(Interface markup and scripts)
━━━━━━━━━━━━━━━━

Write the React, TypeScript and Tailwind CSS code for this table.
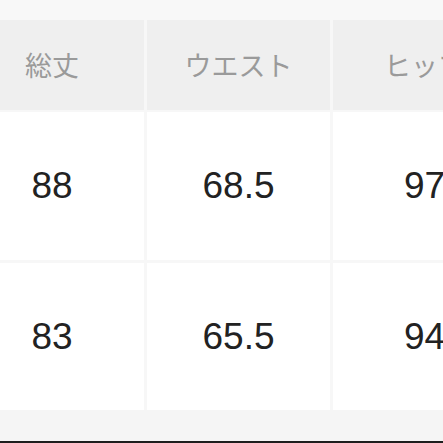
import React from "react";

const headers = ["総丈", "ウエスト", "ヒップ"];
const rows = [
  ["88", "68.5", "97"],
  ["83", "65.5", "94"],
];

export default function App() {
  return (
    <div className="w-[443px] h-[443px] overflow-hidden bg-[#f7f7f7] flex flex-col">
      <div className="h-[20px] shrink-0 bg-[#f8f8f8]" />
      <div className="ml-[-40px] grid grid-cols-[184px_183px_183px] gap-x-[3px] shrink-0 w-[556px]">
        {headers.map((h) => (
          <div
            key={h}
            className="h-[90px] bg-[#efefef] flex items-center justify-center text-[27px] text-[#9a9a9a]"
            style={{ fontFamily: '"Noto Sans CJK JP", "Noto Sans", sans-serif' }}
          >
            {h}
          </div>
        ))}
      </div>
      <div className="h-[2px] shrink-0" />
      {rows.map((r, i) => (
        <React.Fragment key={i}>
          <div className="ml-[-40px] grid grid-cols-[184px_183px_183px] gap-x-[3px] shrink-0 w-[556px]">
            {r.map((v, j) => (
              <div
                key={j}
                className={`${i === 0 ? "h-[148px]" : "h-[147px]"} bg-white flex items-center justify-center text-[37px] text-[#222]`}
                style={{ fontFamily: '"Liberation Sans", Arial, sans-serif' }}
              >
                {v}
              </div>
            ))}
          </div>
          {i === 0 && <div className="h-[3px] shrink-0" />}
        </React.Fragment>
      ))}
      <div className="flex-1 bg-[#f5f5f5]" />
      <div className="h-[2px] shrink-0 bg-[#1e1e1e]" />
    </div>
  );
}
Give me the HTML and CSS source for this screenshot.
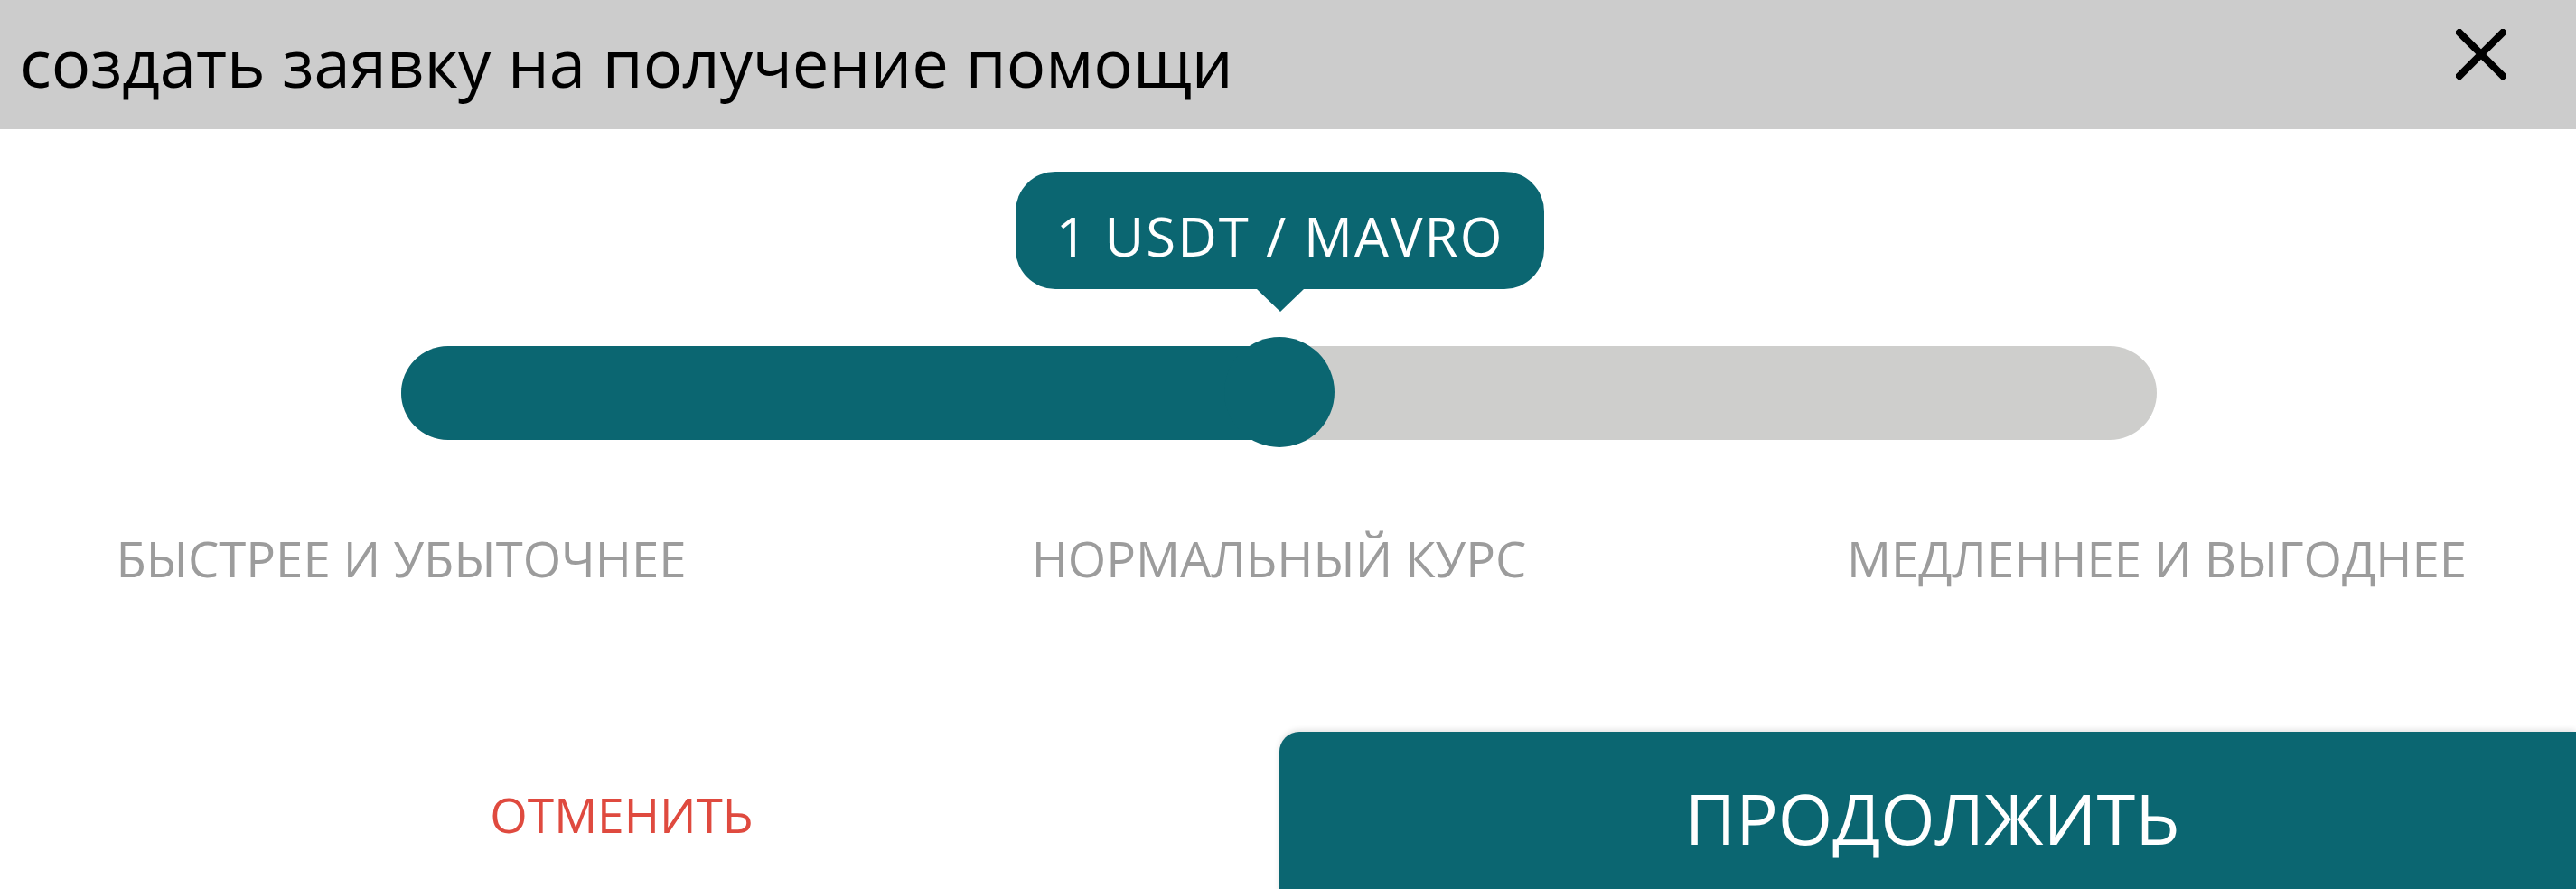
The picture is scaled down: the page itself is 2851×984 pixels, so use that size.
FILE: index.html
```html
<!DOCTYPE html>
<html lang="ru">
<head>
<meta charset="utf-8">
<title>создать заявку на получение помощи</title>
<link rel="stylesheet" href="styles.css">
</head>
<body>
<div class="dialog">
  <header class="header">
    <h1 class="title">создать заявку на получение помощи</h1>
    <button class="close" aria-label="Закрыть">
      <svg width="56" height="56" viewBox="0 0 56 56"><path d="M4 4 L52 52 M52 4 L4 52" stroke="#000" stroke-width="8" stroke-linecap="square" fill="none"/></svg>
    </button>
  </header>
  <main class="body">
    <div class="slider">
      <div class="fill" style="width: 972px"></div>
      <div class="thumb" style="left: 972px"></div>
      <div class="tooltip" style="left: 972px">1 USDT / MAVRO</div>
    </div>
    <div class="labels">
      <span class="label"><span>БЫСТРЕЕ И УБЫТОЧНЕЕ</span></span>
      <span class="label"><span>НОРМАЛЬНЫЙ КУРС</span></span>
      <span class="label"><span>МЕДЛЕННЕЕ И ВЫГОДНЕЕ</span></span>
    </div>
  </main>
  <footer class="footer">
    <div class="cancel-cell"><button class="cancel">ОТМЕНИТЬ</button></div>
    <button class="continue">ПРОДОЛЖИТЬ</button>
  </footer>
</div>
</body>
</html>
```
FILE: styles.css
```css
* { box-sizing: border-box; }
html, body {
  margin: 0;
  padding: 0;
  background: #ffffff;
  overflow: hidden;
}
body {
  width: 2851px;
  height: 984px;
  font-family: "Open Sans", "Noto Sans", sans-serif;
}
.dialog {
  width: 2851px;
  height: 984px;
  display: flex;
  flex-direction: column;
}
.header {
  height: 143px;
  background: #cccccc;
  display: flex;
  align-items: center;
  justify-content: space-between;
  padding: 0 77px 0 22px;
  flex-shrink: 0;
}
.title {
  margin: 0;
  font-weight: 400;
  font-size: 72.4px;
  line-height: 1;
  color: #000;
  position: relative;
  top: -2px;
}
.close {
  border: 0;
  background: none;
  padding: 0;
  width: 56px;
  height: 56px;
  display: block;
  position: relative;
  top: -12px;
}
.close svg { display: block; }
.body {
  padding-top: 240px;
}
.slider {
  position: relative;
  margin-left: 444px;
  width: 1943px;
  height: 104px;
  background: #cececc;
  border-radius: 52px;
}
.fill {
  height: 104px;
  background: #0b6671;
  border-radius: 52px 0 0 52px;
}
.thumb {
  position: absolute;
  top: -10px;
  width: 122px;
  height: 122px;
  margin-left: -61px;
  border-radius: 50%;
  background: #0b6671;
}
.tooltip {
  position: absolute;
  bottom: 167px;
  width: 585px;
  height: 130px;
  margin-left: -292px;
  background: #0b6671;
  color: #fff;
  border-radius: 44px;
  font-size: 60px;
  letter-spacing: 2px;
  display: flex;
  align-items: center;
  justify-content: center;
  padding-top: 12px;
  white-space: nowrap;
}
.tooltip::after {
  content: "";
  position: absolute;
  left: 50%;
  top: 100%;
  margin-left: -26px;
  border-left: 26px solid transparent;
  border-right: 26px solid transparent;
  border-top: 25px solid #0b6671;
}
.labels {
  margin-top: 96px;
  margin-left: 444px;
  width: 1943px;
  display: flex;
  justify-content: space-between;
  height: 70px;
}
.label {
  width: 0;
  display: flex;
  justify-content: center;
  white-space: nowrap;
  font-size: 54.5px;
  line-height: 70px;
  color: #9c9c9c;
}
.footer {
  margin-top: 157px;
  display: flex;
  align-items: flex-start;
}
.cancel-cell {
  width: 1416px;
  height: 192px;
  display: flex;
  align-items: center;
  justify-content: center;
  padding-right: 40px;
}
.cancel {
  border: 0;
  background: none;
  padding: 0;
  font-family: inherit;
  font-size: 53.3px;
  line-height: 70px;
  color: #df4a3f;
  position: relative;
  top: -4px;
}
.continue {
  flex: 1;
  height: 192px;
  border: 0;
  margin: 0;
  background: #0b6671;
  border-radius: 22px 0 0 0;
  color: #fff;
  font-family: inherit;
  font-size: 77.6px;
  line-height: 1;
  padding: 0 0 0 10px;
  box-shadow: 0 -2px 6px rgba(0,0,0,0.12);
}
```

━━━━━━━━━━━━━━━━

**Objective:** The required output is the number of lines containing the word "this", and nothing besides.

**Solution:** 2